⟨

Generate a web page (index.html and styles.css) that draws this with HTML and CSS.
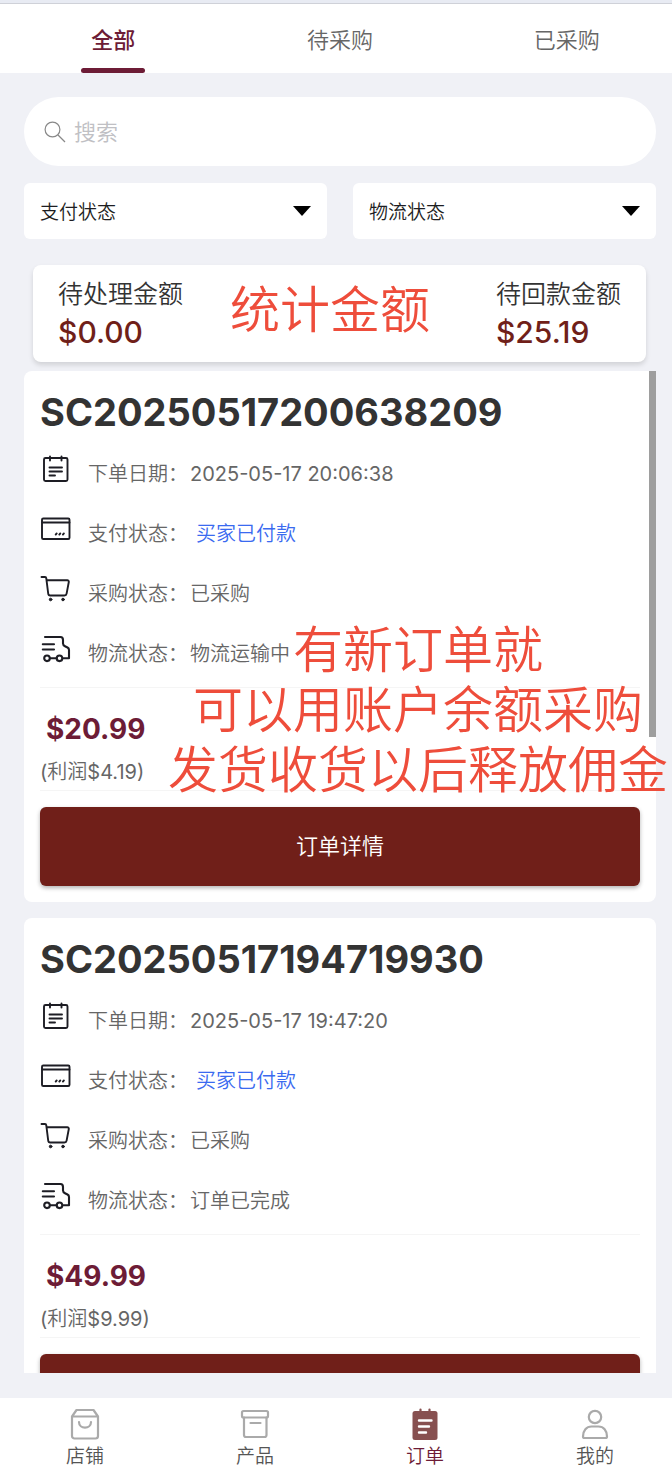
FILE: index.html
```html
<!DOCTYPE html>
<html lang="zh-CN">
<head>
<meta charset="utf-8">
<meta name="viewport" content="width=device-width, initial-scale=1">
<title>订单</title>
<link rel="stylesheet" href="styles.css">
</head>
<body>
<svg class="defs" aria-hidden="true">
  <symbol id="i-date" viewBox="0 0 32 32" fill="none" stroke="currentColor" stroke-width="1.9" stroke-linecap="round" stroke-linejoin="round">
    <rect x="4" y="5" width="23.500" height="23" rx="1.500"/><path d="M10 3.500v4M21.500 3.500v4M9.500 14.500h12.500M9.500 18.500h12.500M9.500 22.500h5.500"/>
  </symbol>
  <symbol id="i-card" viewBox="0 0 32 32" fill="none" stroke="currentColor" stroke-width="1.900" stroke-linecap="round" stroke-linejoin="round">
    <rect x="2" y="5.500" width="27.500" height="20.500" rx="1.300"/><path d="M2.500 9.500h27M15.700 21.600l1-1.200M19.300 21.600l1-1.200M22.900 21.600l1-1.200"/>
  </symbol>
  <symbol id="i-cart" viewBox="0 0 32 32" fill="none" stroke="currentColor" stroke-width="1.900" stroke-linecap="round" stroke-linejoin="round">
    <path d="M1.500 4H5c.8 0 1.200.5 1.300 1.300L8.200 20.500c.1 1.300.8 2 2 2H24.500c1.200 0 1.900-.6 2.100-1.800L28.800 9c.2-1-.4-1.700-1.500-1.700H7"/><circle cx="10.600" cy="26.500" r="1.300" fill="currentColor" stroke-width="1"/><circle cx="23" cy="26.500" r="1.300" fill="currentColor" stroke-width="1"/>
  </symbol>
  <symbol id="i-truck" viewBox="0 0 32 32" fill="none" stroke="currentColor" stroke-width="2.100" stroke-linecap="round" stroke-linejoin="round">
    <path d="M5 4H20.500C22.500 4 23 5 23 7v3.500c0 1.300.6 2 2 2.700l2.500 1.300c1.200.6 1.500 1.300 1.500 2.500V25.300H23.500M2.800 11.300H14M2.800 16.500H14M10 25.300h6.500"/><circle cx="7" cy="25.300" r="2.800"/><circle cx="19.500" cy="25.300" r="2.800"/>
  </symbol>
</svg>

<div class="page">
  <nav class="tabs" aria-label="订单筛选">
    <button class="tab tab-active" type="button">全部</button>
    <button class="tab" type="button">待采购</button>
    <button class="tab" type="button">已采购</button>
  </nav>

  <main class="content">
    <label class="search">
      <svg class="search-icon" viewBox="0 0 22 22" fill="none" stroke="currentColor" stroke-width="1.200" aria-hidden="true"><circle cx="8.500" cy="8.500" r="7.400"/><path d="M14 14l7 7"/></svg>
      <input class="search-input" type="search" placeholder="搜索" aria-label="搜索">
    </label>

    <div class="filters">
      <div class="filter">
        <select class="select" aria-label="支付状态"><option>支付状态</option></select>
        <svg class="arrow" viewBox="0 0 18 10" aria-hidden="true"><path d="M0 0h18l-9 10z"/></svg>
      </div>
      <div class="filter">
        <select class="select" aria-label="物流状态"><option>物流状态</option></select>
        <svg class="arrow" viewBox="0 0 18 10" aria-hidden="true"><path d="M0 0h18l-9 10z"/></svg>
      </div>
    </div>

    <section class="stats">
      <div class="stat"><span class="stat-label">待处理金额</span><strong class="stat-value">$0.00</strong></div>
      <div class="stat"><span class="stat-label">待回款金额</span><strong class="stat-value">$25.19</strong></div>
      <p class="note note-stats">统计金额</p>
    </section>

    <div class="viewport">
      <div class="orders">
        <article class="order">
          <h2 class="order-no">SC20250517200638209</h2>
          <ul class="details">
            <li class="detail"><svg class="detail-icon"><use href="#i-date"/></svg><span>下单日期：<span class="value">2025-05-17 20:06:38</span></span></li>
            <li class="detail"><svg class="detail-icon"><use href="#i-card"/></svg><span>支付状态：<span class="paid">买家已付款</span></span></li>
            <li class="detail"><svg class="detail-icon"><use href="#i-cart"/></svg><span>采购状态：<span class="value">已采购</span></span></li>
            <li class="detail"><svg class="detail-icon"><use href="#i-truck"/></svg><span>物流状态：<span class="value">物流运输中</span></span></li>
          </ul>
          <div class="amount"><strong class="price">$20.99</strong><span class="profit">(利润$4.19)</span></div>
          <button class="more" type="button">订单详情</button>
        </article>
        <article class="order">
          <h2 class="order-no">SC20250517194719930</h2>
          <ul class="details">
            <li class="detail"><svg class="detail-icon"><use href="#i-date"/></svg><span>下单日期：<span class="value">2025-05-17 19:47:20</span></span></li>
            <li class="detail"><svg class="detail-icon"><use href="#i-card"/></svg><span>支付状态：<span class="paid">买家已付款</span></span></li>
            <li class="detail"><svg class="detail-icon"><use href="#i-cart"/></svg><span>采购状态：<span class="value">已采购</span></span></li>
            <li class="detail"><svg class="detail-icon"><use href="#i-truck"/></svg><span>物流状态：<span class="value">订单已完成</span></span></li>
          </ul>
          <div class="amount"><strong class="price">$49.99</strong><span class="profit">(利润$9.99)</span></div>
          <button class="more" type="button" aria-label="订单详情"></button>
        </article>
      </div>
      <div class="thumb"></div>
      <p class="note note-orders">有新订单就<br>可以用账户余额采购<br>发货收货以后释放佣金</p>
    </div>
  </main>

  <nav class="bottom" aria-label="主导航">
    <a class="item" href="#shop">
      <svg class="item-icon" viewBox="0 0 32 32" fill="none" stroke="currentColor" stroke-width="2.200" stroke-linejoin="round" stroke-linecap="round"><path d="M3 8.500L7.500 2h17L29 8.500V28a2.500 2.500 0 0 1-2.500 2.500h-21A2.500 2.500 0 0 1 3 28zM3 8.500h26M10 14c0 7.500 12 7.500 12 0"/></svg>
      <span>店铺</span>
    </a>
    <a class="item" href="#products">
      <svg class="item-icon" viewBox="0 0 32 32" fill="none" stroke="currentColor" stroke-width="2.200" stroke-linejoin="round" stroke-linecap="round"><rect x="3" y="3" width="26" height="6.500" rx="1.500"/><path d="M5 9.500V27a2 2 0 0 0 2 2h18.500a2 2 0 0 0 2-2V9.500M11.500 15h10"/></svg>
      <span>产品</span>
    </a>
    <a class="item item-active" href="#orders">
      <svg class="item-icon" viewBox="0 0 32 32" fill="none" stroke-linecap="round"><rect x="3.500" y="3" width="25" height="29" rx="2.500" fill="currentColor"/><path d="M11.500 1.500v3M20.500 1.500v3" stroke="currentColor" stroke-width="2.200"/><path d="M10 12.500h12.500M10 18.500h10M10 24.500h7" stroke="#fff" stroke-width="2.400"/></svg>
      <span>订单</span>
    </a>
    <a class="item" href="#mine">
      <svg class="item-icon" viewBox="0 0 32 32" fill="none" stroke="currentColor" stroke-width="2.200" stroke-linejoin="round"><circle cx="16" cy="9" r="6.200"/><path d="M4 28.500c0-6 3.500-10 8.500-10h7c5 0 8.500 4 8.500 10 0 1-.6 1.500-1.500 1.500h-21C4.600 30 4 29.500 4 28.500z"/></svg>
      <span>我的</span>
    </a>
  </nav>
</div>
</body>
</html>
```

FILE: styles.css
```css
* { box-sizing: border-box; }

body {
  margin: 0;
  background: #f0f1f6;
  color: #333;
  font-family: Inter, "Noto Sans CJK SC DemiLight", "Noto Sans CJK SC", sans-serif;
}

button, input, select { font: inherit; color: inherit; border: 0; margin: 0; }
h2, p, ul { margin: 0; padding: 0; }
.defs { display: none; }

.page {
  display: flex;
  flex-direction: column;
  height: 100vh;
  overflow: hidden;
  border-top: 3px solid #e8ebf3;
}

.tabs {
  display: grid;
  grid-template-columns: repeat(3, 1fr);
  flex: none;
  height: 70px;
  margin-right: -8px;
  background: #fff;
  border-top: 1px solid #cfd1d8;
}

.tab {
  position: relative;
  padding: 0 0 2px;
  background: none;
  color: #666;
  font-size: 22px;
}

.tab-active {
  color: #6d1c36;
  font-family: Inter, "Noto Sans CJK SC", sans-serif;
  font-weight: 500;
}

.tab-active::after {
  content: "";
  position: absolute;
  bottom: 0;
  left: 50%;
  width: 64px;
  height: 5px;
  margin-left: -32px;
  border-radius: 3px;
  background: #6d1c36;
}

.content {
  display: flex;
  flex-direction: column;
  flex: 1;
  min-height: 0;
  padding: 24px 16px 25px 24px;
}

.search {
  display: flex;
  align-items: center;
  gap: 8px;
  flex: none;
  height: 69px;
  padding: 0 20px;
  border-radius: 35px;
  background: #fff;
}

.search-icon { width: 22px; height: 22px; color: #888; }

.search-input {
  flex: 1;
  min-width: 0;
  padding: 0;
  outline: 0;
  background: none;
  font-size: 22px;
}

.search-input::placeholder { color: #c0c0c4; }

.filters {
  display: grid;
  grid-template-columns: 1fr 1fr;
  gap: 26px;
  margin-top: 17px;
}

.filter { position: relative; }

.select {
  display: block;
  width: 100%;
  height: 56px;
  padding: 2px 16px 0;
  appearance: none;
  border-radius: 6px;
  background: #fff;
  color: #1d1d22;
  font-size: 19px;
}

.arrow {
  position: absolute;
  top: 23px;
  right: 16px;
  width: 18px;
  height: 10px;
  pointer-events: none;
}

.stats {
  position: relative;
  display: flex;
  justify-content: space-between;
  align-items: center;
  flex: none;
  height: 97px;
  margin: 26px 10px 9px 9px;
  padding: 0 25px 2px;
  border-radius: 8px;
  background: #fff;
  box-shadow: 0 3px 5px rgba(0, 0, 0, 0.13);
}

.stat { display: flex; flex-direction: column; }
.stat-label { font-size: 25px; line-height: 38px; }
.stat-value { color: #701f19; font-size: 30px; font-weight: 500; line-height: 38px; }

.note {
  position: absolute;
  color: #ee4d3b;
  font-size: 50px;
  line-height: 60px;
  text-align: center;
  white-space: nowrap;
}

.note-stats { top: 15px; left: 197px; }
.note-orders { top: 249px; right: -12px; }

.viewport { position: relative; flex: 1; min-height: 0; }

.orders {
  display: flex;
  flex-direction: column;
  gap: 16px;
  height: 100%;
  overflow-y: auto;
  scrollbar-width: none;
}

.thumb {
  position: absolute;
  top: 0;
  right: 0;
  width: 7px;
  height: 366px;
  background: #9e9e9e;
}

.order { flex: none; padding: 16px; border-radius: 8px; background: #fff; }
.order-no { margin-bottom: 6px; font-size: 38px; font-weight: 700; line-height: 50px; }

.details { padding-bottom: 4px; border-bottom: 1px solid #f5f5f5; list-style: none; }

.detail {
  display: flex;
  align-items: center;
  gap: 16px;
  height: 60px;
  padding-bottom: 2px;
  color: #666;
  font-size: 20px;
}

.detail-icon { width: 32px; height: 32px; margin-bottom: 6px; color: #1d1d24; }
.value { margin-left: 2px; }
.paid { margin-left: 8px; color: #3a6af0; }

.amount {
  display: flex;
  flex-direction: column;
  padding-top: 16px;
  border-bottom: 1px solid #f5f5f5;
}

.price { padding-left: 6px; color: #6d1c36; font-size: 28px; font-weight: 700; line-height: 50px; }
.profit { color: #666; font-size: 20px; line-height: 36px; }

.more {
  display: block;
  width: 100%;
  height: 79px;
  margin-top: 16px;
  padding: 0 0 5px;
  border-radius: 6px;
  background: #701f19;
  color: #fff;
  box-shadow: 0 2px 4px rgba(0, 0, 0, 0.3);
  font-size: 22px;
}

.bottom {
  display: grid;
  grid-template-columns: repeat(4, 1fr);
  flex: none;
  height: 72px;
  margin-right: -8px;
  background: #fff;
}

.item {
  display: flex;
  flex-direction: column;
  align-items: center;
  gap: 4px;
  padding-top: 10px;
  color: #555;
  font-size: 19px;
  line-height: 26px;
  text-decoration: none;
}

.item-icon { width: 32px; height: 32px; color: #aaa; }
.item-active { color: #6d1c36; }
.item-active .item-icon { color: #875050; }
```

⟩

* _Aim of the exercise_: From the data above, copy each line that holds "index".

* _Solution for this problem_:
Generate a web page (index.html and styles.css) that draws this with HTML and CSS.
FILE: index.html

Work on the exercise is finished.